(STORED DATA):
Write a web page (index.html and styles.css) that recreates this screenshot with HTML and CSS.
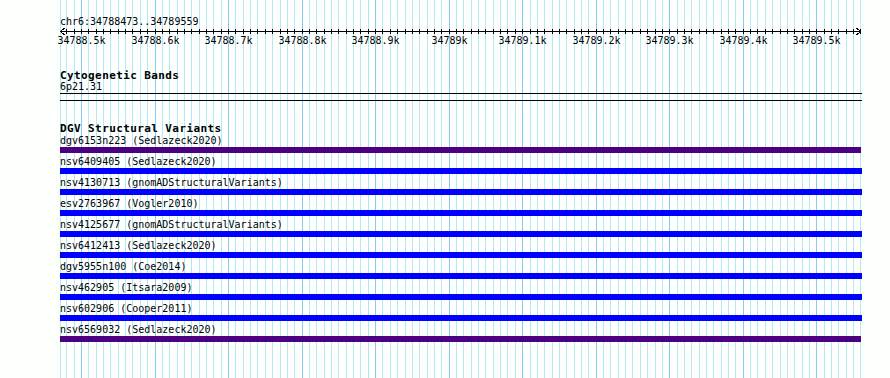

---

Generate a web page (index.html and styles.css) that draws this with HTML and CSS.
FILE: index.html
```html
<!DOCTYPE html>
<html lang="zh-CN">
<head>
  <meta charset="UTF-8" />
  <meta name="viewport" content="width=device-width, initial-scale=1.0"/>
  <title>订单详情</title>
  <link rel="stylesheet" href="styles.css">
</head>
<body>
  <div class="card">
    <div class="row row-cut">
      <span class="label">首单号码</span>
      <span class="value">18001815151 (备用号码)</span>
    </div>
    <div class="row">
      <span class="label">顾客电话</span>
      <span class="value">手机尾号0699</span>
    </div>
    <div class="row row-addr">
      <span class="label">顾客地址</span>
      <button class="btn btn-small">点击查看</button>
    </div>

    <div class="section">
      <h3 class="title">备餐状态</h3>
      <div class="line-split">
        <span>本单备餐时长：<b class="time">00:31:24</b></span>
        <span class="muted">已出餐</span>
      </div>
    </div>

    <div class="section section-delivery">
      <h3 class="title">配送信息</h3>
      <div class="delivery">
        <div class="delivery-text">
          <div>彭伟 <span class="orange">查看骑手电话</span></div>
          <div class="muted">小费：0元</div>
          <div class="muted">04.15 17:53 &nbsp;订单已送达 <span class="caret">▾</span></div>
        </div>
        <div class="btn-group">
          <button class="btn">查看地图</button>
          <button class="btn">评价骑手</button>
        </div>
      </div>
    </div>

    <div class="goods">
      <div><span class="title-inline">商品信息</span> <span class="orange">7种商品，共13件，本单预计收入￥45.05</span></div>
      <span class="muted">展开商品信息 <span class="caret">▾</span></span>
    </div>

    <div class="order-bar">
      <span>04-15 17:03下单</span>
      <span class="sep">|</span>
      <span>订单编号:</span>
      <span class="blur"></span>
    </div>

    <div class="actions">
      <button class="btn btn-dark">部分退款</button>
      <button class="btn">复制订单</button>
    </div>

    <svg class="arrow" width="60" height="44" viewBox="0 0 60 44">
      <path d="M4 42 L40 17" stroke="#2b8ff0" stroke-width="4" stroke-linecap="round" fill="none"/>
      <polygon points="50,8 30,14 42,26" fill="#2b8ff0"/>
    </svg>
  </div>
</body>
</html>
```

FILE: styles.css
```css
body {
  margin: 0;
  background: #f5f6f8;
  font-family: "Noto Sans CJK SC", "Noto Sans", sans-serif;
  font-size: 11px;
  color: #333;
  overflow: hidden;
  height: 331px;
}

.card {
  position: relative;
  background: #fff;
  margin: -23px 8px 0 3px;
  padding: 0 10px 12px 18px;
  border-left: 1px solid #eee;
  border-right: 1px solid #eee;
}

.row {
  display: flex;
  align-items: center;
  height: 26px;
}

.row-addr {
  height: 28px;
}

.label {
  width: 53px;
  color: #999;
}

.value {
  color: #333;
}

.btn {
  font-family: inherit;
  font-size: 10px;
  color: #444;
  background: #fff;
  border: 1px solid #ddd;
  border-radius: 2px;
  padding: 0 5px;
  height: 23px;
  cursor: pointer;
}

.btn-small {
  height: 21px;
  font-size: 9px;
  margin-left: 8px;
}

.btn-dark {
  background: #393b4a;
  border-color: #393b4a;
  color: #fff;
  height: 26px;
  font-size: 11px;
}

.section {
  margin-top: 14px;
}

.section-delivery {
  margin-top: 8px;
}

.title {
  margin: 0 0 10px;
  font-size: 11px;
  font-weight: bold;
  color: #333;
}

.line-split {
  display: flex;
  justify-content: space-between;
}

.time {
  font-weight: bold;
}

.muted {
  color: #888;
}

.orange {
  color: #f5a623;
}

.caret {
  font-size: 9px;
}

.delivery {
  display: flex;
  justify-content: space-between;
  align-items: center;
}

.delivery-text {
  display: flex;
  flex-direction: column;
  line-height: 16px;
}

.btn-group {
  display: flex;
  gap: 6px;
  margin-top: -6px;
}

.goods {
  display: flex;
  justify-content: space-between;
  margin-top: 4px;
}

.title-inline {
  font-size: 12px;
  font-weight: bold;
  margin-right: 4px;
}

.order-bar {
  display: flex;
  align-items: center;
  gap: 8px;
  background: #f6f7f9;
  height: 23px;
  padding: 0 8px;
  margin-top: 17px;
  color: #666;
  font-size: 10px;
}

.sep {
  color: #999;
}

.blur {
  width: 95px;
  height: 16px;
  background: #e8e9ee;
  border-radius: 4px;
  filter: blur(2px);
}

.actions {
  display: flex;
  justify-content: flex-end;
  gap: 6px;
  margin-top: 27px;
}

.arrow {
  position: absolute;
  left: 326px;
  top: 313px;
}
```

* * *

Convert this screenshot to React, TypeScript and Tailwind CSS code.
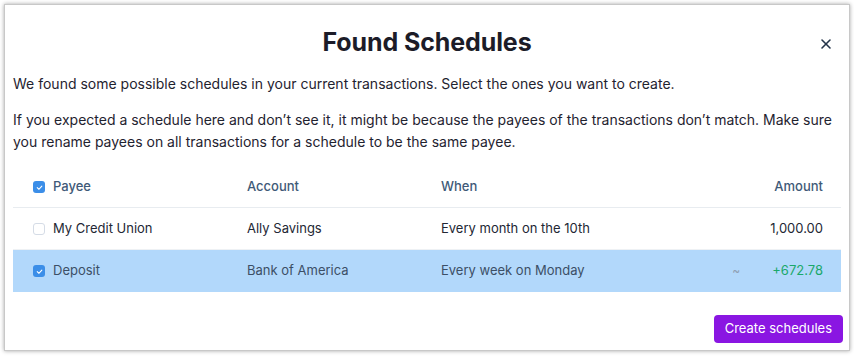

(AIM): Check each line of the material above for "screenshot" and say how many lines contain it, giving the number alone.

(COMPLETED EXERCISE): 2